When my father died last December, when I was grieving, I found myself resenting TV. It was so intrusive, I could not stay in the same room and had to physically had to walk out. I needed to think my own thoughts, and feel my own feelings without an unthinking, unfeeling, programmed machine in the corner telling me what to think or feel. I resented the blue box telling me what was important and what was not. My father was certainly not important to the TV, and neither was my grief, or the overwhelming currents of love that swept me along at that time. I needed to feel the grief and the love, and could share neither with the TV's relentless drivel.

Since then, the TV and I have come to something of a cease-fire, though we may resume hostilities in future. Giving it up has not been a heroic burden of Herculean proportions to me. In fact, it's been quite a holiday.

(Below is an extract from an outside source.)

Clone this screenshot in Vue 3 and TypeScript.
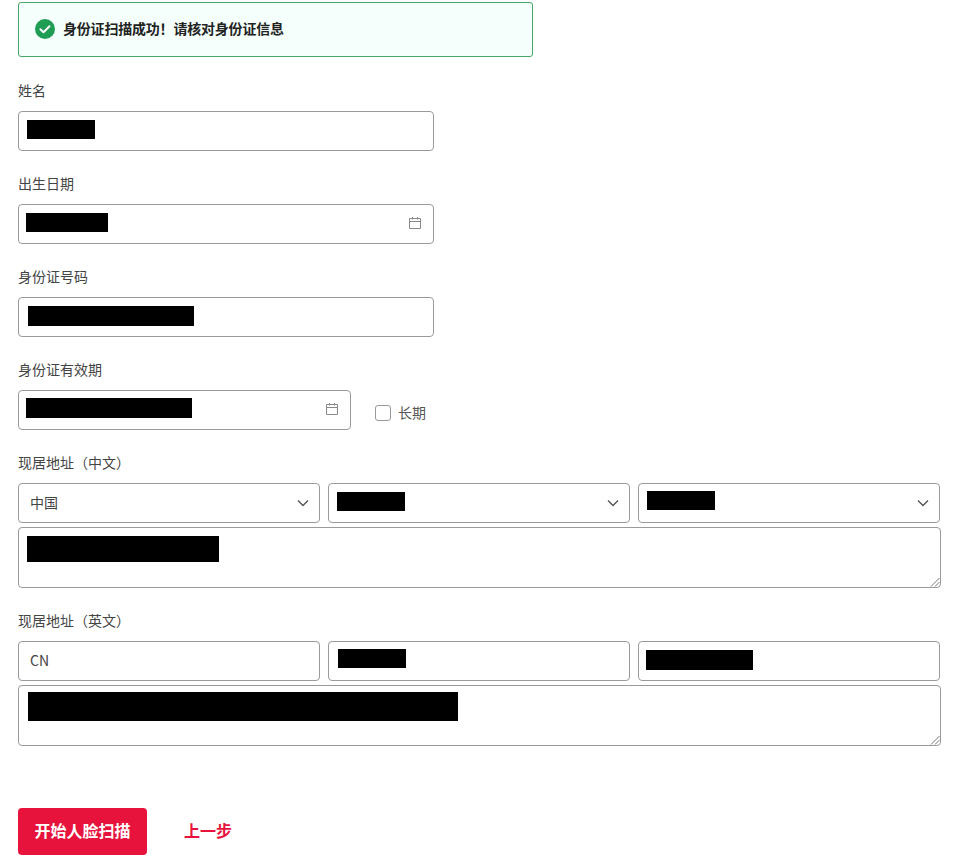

You might also say that a better Martin will emerge from this Lenten journey, and you could be right. That would be a consequence of my self-imposed exile from TV-land, but its not the primary reason.

That reason is quite difficult to explain, especially in a world that revolves around the core value of self-satisfaction. Inspired by a Christianity Today article, I deliberately set out on this journey with the express purpose of avoiding a self-satisfaction or self-improvement program. I decided to shun anything that had self as a primary motivator, even self-improvement.

For example, I could have given up chocolate, or wine, with the aim of losing weight. These are good goals in themselves, and it that's your Lenten observance, I wish you all the best. But its not for me. I aim to get away from what Lent can do for me.

If one word were to summarize my reason for doing Lent, it would be “available”. I hope to make myself available. Call it a mental desk-clearing, if you like, or a de-cluttering, or becoming more present in the moment, or not pursuing a thousand TV crusades against this or that urgent cause. I aim to make room, in my head and in my schedule, and in doing so, to make myself available to whatever wanders by. I don't aim to perfect the art of silence, and if I were to try, I would find myself doing what I aimed not to do. I'm curious to discover who, or what, turns up at my door.

As this is a religious observance, my availability extends firstly in the God-direction. Will He wonder through my door, and sit down for a chat? Naturally, dispensing with the noise and distractions (and untruths) of the TV assists greatly in setting a congenial atmosphere, and I think its beginning to work.

My availability also extends in the human direction. Remarkably, this posture of not-seeking-self-improvement has improved things wonderfully in this area. The first thing I left behind was any notion that my self-improvement-program makes me a better, more worthy person than my neighbours. This is where the Pharisees, that Jesus roundly condemned, tripped up. It occurs to me that, fundamentally, they were doing religion for their own self-interests. What made Jesus so unpopular with them is that He exposed their motivations. The problem was not that they were doing the wrong religion (actually, Jesus and His followers didn't have a problem with Pharisees, but you'd have to read more of the New Testament to understand the issue there); the problem was that they were doing it for the wrong reasons. They were self-centred. You could say they worshipped self, instead of God.

In a more contemporary example, the announcement of my Lenten intentions was greeted by my family with a pressing practical concern. My wife immediately asked if my abstinence included the watching of films or movies. She had (very lovingly) planned a surprise indoor picnic for my birthday that would include a video. Had I been more concerned about sticking to the program for my own self-improvement, this would have presented the kind of dilemma I might have experienced if I had been offered a large, fatty sundae part way through a crash diet course. Because my Lent was not a religious excuse to get on an overdue diet, I easily accepted, and thoroughly enjoyed The Secret Life of Walter Mitty.

Self-worship explains much of what we do, including our religious observances. For instance, it explains the suicide-bombers, who do what they do because they think they can get a better deal for themselves in the after-life. It also explains our non-religious, non-observances; we wonder what benefit we can get from religion, and are often persuaded that it is not worth the time and effort. I get that. We are finite; we only have so much time, energy and money, and we need to think carefully about how to spend them wisely.

Wisdom, the thing that seems most elusive in our foolhardy world, tells us of the profound paradox; love. Love is not self-centred; it is not interested in a program of self-improvement. 

As I am a very visual person, I need to see something to understand it. I can't grasp love as an abstract ideal, but I can visualise it in the life and person of Jesus. In my Lenten journey, I hope to join with Him on His. It leads to the cross, where all self-interests are brought to an end. At the cross, God gives Himself in the most irreversible, public, demonstrable, concrete, self-less way. He becomes available, at the ultimate cost of all He is and all He has. That's love in its purest, most original form. The end-point of God's Lenten journey at Easter, speaks to me of the start of mine. That's why I am doing it.